Our moving anniversary celebration is moving again it seems, this time to New York City for one day to see the movie “Hannah Arendt.” Arendt, the late moral philosopher and author, was a significant influence on me and my life and writing. When I was a teenager, she flew to Jerusalem for the New Yorker Magazine to cover the trial of Adolph Eichmann, the architect of the “Final Solution” that sent nearly six million people, most of them Jews, to their death.  In 1960, Eichmann was found hiding in South America by Israeli agents, kidnapped and brought to trial in Jerusalem. The trial mesmerized much of the world. Arendt’s brilliant reporting of the trial resulted in a controversial book, “Eichmann In Jerusalem,” denounced by many American Jewish leaders then and to this day.

The book advanced the notion of the “banality of evil,” the at-the-time shocking notion that one didn’t have to be  brilliant or even intelligent to commit great evil, you could simply be morally dead, even small and banal. You can look up to understand evil, she wrote, or you can look down. In Eichmann she had been expecting a monster, but was instead shocked to find a clueless, even stupid bureaucrat who had no conception of what evil was, and had absolutely nothing revealing, intelligent or significant to say about it, not in many months of questioning and testimony. It was one of the most sensational trials in the history of the world, yet the criminal at the center of it was an empty shell, a lip-chewing bus driver.  It wasn’t that he was just an anti-semite, Arendt wrote, Eichmann was a dull clerk moving trains and pieces of paper – and millions of people – around. He was, she found, morally dead.

I can’t begin to describe the impact her reporting from Israel had on me, a young Jewish teenager, aspiring to be a writer, bewildered by the holocaust that had engulfed my own family and everyone around me. How could they have done it? How could the world have let it happen? How could the Germans have slaughtered a million defenseless babies? How could Jews have let it happen? I understand now that there are no answers to these questions, not in my life time. Some things are simply beyond my grasp and the reach of even the greatest minds. But I still ask these questions,  on a vastly smaller, perhaps more comprehensible scale. How could Simon happen? Why are we so blind to poverty? Why are we so kind to animals and so indifferent to the suffering of people? Arendt did not work miracles, she could not explain the scope of the holocaust, but for me, she came closer to any other writer I had read, any other thinker.

Arendt taught me to consider my decisions, they are the cornerstone of any moral person, they are the building blocks of life.

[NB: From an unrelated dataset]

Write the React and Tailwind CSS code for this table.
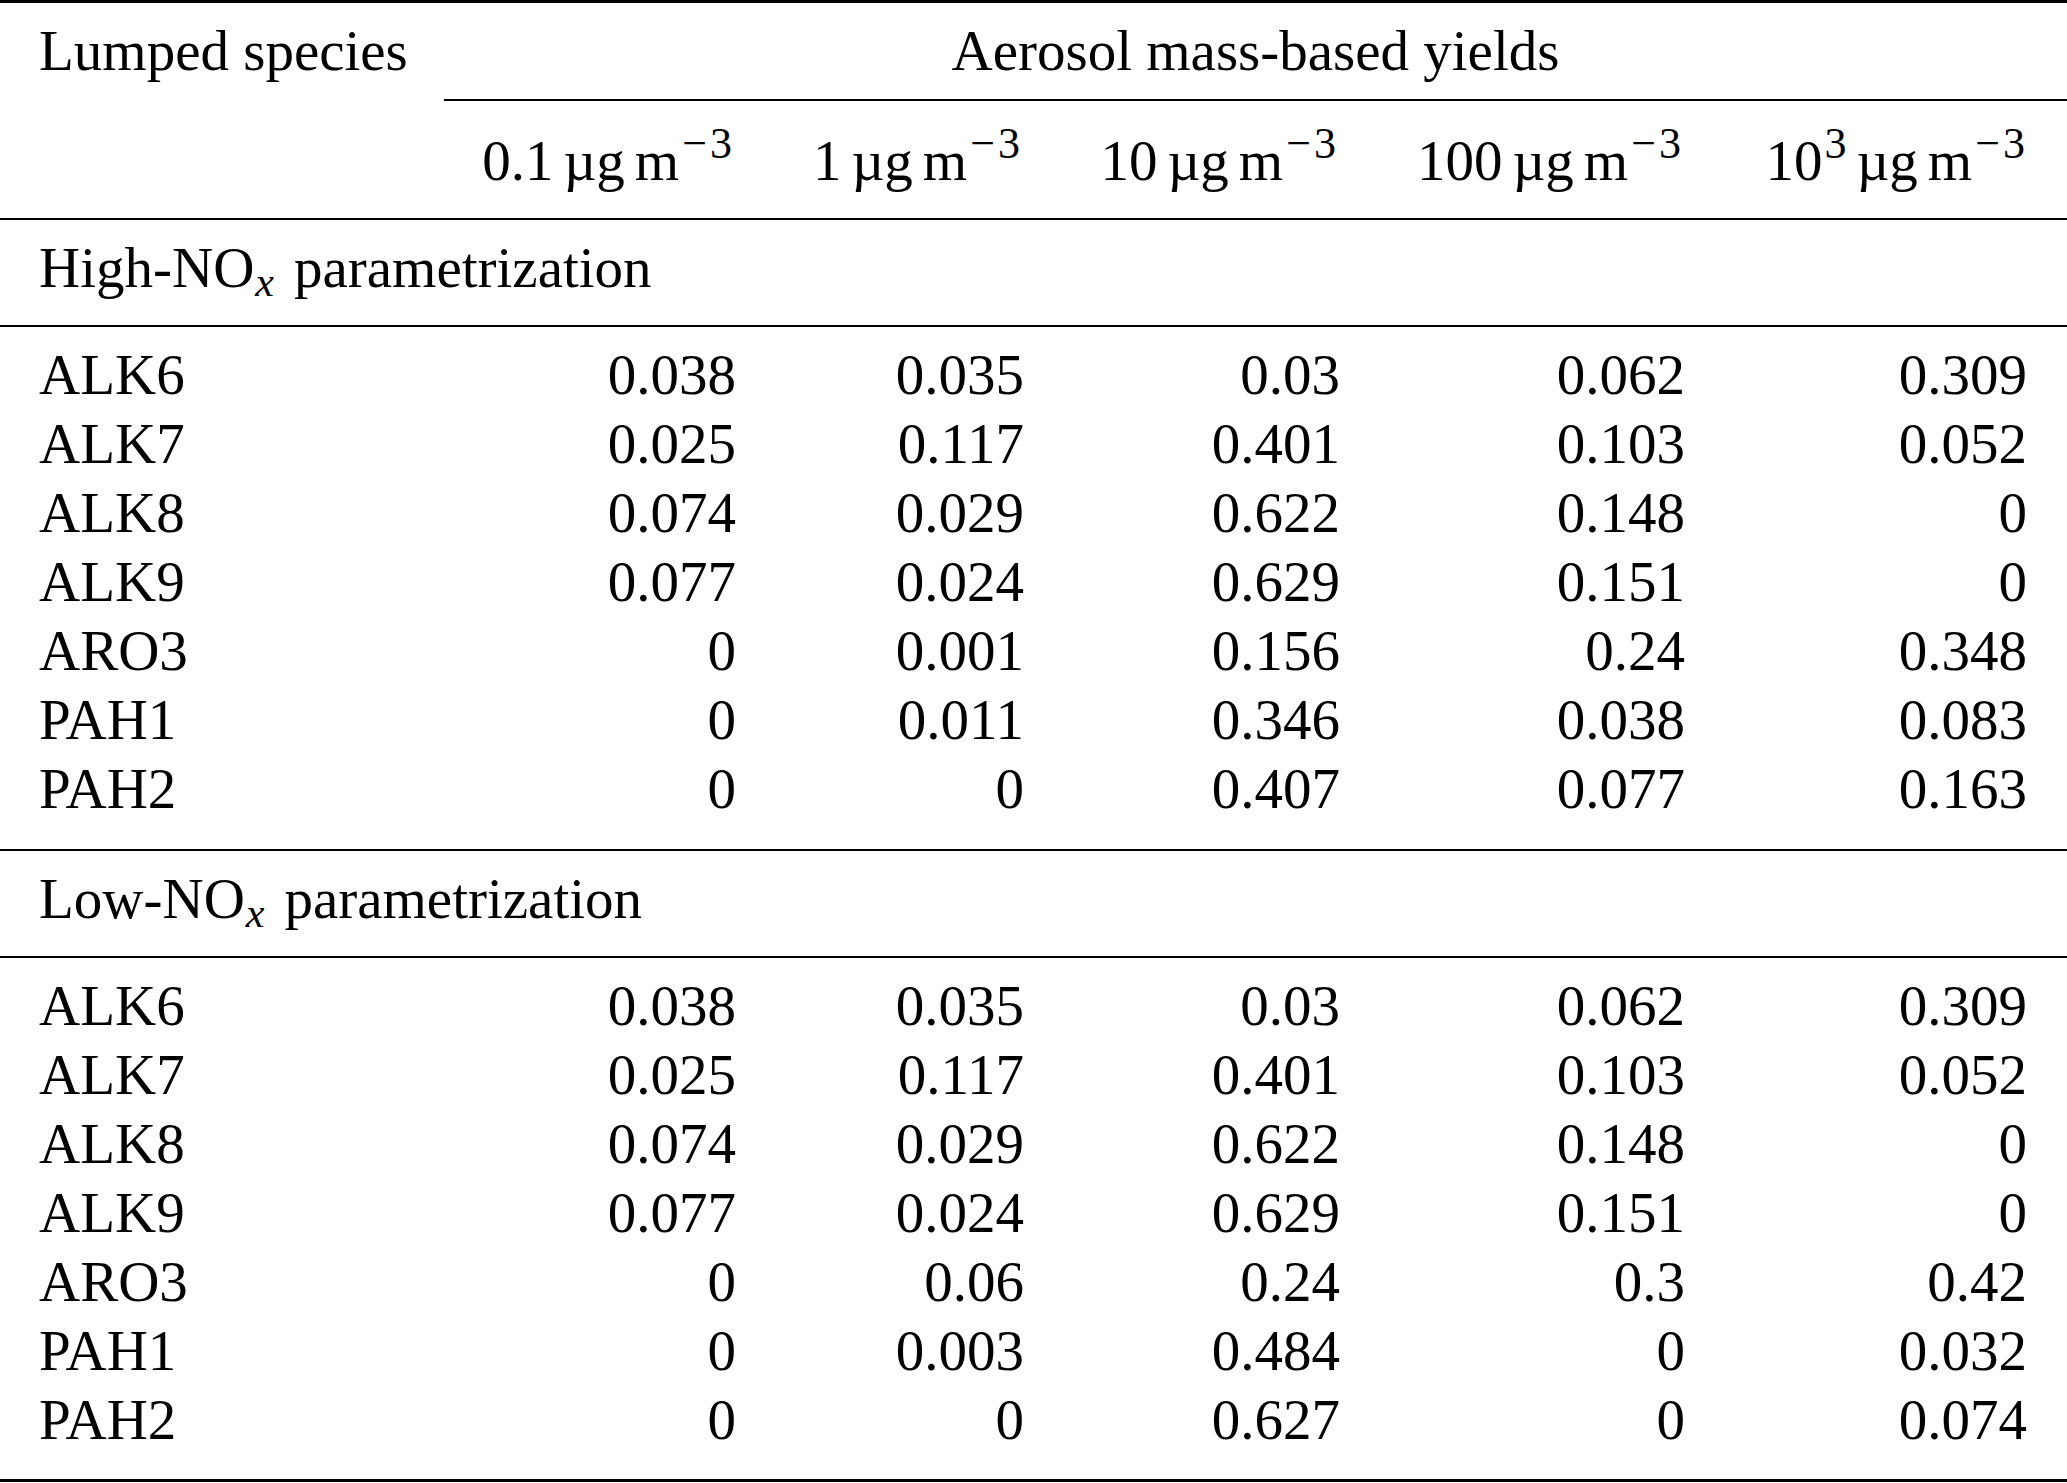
import React from 'react';

const high = [
  ['ALK6', '0.038', '0.035', '0.03', '0.062', '0.309'],
  ['ALK7', '0.025', '0.117', '0.401', '0.103', '0.052'],
  ['ALK8', '0.074', '0.029', '0.622', '0.148', '0'],
  ['ALK9', '0.077', '0.024', '0.629', '0.151', '0'],
  ['ARO3', '0', '0.001', '0.156', '0.24', '0.348'],
  ['PAH1', '0', '0.011', '0.346', '0.038', '0.083'],
  ['PAH2', '0', '0', '0.407', '0.077', '0.163'],
];

const low = [
  ['ALK6', '0.038', '0.035', '0.03', '0.062', '0.309'],
  ['ALK7', '0.025', '0.117', '0.401', '0.103', '0.052'],
  ['ALK8', '0.074', '0.029', '0.622', '0.148', '0'],
  ['ALK9', '0.077', '0.024', '0.629', '0.151', '0'],
  ['ARO3', '0', '0.06', '0.24', '0.3', '0.42'],
  ['PAH1', '0', '0.003', '0.484', '0', '0.032'],
  ['PAH2', '0', '0', '0.627', '0', '0.074'],
];

const cols = 'grid grid-cols-[444px_292px_288px_316px_345px_1fr]';

const Unit = ({ value, exp }) => (
  <span>
    {value}
    {exp && <span className="text-[44px] leading-[0] align-[22px] ml-[2px]">{exp}</span>}
    <span className="ml-[10px]">µg</span>
    <span className="ml-[10px]">m</span>
    <span className="text-[44px] leading-[0] align-[22px] ml-[3px]">
      <span className="mr-[3px]">−</span>3
    </span>
  </span>
);

const Section = ({ label }) => (
  <div className="pl-[39px] pt-[13px] pb-[23px] leading-[69px] border-b-2 border-black">
    {label}-NO<span className="italic text-[42px] leading-[0] align-[-9px] ml-[1px]">x</span>
    <span className="ml-[20px]">parametrization</span>
  </div>
);

const Rows = ({ data, last }) => (
  <div className={`pt-[13px] ${last ? 'pb-[25px] border-b-[3px]' : 'pb-[26px] border-b-2'} border-black`}>
    {data.map((row) => (
      <div key={row[0]} className={`${cols} leading-[69px]`}>
        <div className="pl-[39px]">{row[0]}</div>
        {row.slice(1).map((v, i) => (
          <div key={i} className={`text-right ${i === 4 ? 'pr-[40px]' : ''}`}>
            {v}
          </div>
        ))}
      </div>
    ))}
  </div>
);

export default function App() {
  return (
    <div className="w-[2067px] bg-white text-black font-['Liberation_Serif',serif] text-[57px]">
      <div className="border-t-[3px] border-black">
        {/* header */}
        <div className={cols}>
          <div className="pl-[39px] pt-[13px] pb-[16px] leading-[69px]">Lumped species</div>
          <div className="col-span-5 pt-[13px] pb-[14px] leading-[69px] text-center border-b-2 border-black">
            Aerosol mass-based yields
          </div>
        </div>
        <div className={`${cols} pt-[25px] pb-[23px] leading-[69px] border-b-2 border-black`}>
          <div />
          <div className="text-right pr-[4px]"><Unit value="0.1" /></div>
          <div className="text-right pr-[4px]"><Unit value="1" /></div>
          <div className="text-right pr-[4px]"><Unit value="10" /></div>
          <div className="text-right pr-[4px]"><Unit value="100" /></div>
          <div className="text-right pr-[42px]"><Unit value="10" exp="3" /></div>
        </div>

        <Section label="High" />
        <Rows data={high} />
        <Section label="Low" />
        <Rows data={low} last />
      </div>
    </div>
  );
}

When my daughter Emma e-mailed me a few weeks ago that this movie was open in New York and nowhere else and was closing this Thursday I had this fantasy of doing down to New York on the train to see it and coming back in the same day. I didn’t see how it could work. When we cancelled the inn in Massachusetts we made plans to go to another inn tomorrow, this one in Vermont. Today Emma called to wish me Happy Father’s Day. We had a long talk, she seemed eager to take some time. She brought up the film again, said I could get it on CD. But it was there until Thursday, she said. Maria and I were driving in the car on the way to do some chores, get some food. Maria turned to me in the car. She seemed very clear, strong about it.  Let’s go to New York, she said, you know you want to see the movie, you know you won’t get another chance, wouldn’t you love to see it with Emma?

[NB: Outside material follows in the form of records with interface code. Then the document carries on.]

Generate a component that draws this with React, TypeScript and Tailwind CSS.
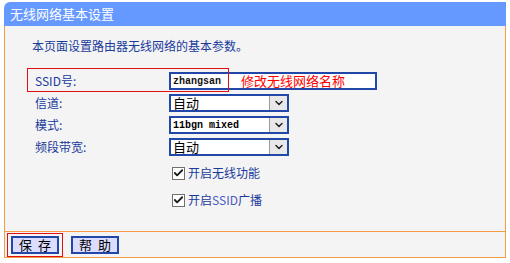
import { Check, ChevronDown } from 'lucide-react';

const font = { fontFamily: '"SimSun", "Noto Sans CJK SC", sans-serif' };

const Select = ({ value, mono }: { value: string; mono?: boolean }) => (
  <div className="flex h-[18px] w-[120px] items-stretch border-2 border-[#2147a8] bg-white">
    <div
      className={`flex flex-1 items-center pl-[2px] text-black ${
        mono ? "font-['Liberation_Mono'] text-[10px] font-bold" : 'text-[13px]'
      }`}
    >
      {value}
    </div>
    <div className="flex w-[18px] items-center justify-center border-l border-[#9a9a9a] bg-[#e8e8e8]">
      <ChevronDown className="h-[12px] w-[12px] text-[#222]" strokeWidth={3} />
    </div>
  </div>
);

const CheckRow = ({ label }: { label: React.ReactNode }) => (
  <div className="flex h-[22px] items-center pl-[167px]">
    <div className="flex h-[13px] w-[13px] items-center justify-center border border-[#707070] bg-white">
      <Check className="h-[12px] w-[12px] text-[#1a1a1a]" strokeWidth={4} />
    </div>
    <span className="ml-[3px] text-[12px] text-[#1a3a9c]">{label}</span>
  </div>
);

const App = () => {
  const rows = [
    { label: '信道:', value: '自动' },
    { label: '模式:', value: '11bgn mixed', mono: true },
    { label: '频段带宽:', value: '自动' },
  ];

  return (
    <div className="h-[263px] w-[510px] overflow-hidden bg-white" style={font}>
      <div className="ml-[4px] mt-[2px] w-[502px]">
        {/* Title bar */}
        <div className="flex h-[24px] items-center rounded-tl-[6px] bg-[#6699ff] pl-[6px] text-[13px] text-white">
          无线网络基本设置
        </div>

        {/* Body */}
        <div className="h-[205px] border-x border-[#f39b45] bg-[#f4f4f4]">
          <div className="pl-[27px] pt-[12px] text-[12px] leading-[16px] text-[#1a3a9c]">
            本页面设置路由器无线网络的基本参数。
          </div>

          <div className="relative mt-[16px]">
            {/* red highlight around SSID */}
            <div className="pointer-events-none absolute left-[22px] top-[-2px] h-[24px] w-[202px] border border-[#e01010]" />

            <div className="flex h-[22px] items-center">
              <span className="w-[164px] pl-[30px] text-[12px] text-[#1a3a9c]">SSID号:</span>
              <div className="flex h-[18px] w-[208px] items-center border-2 border-[#2147a8] bg-white pl-[2px]">
                <span className="w-[68px] font-['Liberation_Mono'] text-[10px] font-bold text-[#111]">zhangsan</span>
                <span className="text-[13px] text-[#ff0000]">修改无线网络名称</span>
              </div>
            </div>

            {rows.map((r) => (
              <div key={r.label} className="flex h-[22px] items-center">
                <span className="w-[164px] pl-[30px] text-[12px] text-[#1a3a9c]">{r.label}</span>
                <Select value={r.value} mono={r.mono} />
              </div>
            ))}
          </div>

          <div className="mt-[4px]">
            <CheckRow label="开启无线功能" />
            <div className="mt-[5px]">
              <CheckRow label={<>开启<span className="text-[#4a5ac8]">SSID</span>广播</>} />
            </div>
          </div>
        </div>

        {/* Footer */}
        <div className="relative flex h-[27px] items-center gap-[12px] border border-[#f39b45] bg-[#f4f4f4] pl-[6px]">
          <div className="pointer-events-none absolute left-[2px] top-[1px] h-[24px] w-[56px] border border-[#e01010]" />
          <button className="flex h-[18px] w-[48px] items-center justify-center border-2 border-[#2147a8] bg-[#dcdcff] text-[13px] tracking-[6px] text-black indent-[6px]">
            保存
          </button>
          <button className="flex h-[18px] w-[48px] items-center justify-center border-2 border-[#2147a8] bg-[#dcdcff] text-[13px] tracking-[6px] text-black indent-[6px]">
            帮助
          </button>
        </div>
      </div>
    </div>
  );
};

export default App;
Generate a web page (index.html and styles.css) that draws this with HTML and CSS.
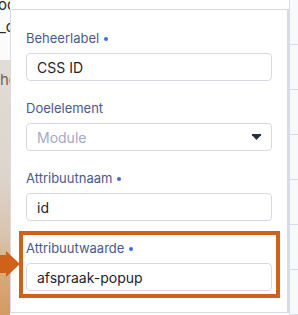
FILE: index.html
```html
<!DOCTYPE html>
<html lang="nl">
<head>
<meta charset="utf-8">
<link rel="stylesheet" href="styles.css">
</head>
<body>
<div class="scene">
  <div class="backdrop">
    <div class="left-strip">
      <div class="strip-top">
        <span class="frag frag-1">oo</span>
        <span class="frag frag-2">_d</span>
      </div>
      <div class="strip-photo">
        <span class="frag frag-3">he</span>
      </div>
    </div>
    <div class="middle"></div>
    <div class="right-strip">
      <div class="row"></div>
      <div class="row"></div>
      <div class="row"></div>
      <div class="row"></div>
      <div class="row"></div>
      <div class="row"></div>
      <div class="row"></div>
    </div>
  </div>

  <div class="panel">
    <div class="field">
      <label class="label">Beheerlabel <span class="dot"></span></label>
      <div class="input">CSS ID</div>
    </div>
    <div class="field">
      <label class="label">Doelelement</label>
      <div class="input select">
        <span class="placeholder">Module</span>
        <svg class="caret" width="9" height="6" viewBox="0 0 9 6"><path d="M0 0H9V1.2L4.5 6L0 1.2Z" fill="#2b303d"/></svg>
      </div>
    </div>
    <div class="field">
      <label class="label">Attribuutnaam <span class="dot"></span></label>
      <div class="input">id</div>
    </div>
    <div class="field highlighted">
      <label class="label">Attribuutwaarde <span class="dot"></span></label>
      <div class="input">afspraak-popup</div>
    </div>
  </div>

  <svg class="arrow" width="20" height="26" viewBox="0 0 20 26"><path d="M0 4H6V0L20 13L6 26V22H0Z" fill="#d0611b"/></svg>
</div>
</body>
</html>
```
FILE: styles.css
```css
* { box-sizing: border-box; }
html, body { margin: 0; padding: 0; }
body {
  width: 298px;
  height: 315px;
  overflow: hidden;
  font-family: Inter, "Noto Sans", sans-serif;
  background: #ffffff;
}
.scene {
  position: relative;
  width: 298px;
  height: 315px;
  overflow: hidden;
}
.backdrop {
  display: flex;
  height: 100%;
}
.left-strip {
  width: 10px;
  display: flex;
  flex-direction: column;
  overflow: hidden;
}
.strip-top {
  height: 60px;
  background: #fbfbfb;
  position: relative;
}
.strip-photo {
  flex: 1;
  background: linear-gradient(180deg, #e2dcd6 0%, #ddd5cd 45%, #d9c4b0 68%, #d8a878 85%, #d49a62 100%);
}
.frag {
  display: block;
  font-size: 15px;
  line-height: 16px;
  color: #2a2a2a;
  white-space: nowrap;
  margin-left: -2px;
}
.frag-1 { margin-top: -3px; }
.frag-2 { margin-top: 6px; margin-left: -1px; }
.frag-3 { margin-top: 12px; color: #6a6561; margin-left: 0; }
.middle { width: 279px; background: #ffffff; }
.right-strip {
  flex: 1;
  background: #f8f9fc;
  border-left: 1px solid #d8dce8;
  display: flex;
  flex-direction: column;
  padding-top: 44px;
}
.row {
  height: 45px;
  flex: none;
  border-top: 1px solid #d8dce8;
}

.panel {
  position: absolute;
  left: 10px;
  top: 9px;
  width: 279px;
  height: 304px;
  background: #ffffff;
  border: 1px solid #d7dbe7;
  border-right-width: 2px;
  padding: 20px 15px 0 15px;
  display: flex;
  flex-direction: column;
  gap: 19px;
}
.field {
  display: flex;
  flex-direction: column;
  gap: 7px;
}
.label {
  font-size: 13px;
  line-height: 16px;
  color: #4b5a8c;
  display: flex;
  align-items: center;
  gap: 5px;
}
.dot {
  width: 4px;
  height: 4px;
  border-radius: 50%;
  background: #3a6ee8;
  margin-top: 2px;
}
.input {
  height: 28px;
  border: 1px solid #d5d9e6;
  border-radius: 4px;
  padding: 0 10px;
  font-size: 14px;
  color: #1f2330;
  display: flex;
  align-items: center;
}
.select {
  justify-content: space-between;
  padding-right: 10px;
}
.placeholder { color: #a3abc3; }
.caret { display: block; }

.highlighted { position: relative; }
.highlighted::after {
  content: "";
  position: absolute;
  left: -7px;
  right: -8px;
  top: -9px;
  bottom: -7px;
  border: 4px solid #d0611b;
  pointer-events: none;
}
.arrow {
  position: absolute;
  left: 0;
  top: 251px;
}
```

Emma said she couldn’t get off from work on Monday but if we came on Wednesday, she’d love to come, go to lunch or dinner, see the movie. The rolling  anniversary seemed to be shifting again. Maria and I didn’t really even need to speak.  I pulled over to the side of the road, turned on the flashers, pulled out the Ipad, called the inn and moved the reservations to August, to my birthday. I went online and booked train tickets. I reserved three seats in the theater on Wednesday,  the next to last day of the movie’s showing. There was a train at the right team leaving, one coming back when we wanted it to. Our house-sitter could come as easily on Wednesday as Monday, it turned out. Everything had fallen into place the way it does when things want to happen. The anniversary without a home had moved to New York City and wasn’t really an anniversary thing any more. Life happens, every day.

I am excited to see this movie, moral philosophy and the echoes of Hannah Arendt appear in so many of the things I write, so many of the decisions I make regarding my life and my life with animals. Her sense of ethics has helped me so often to build one of my own. Her voice spoke to me when I put Orson down, when I took Simon in, when we sent the old sheep off to die. When Maria and I decided to euthanize Rocky. To stand in one’s truth even in the face of angry mobs of people. Her outspoken independence. The strength of her convictions. Her idea that a moral decision is one in which one respects him or herself and is not driven by the opinions of others. When I was a kid living in New York City I went into one of her classes in the New School For Social Research in Greenwich Village, then the center of the intellectual world, now another corporate box-store showcase.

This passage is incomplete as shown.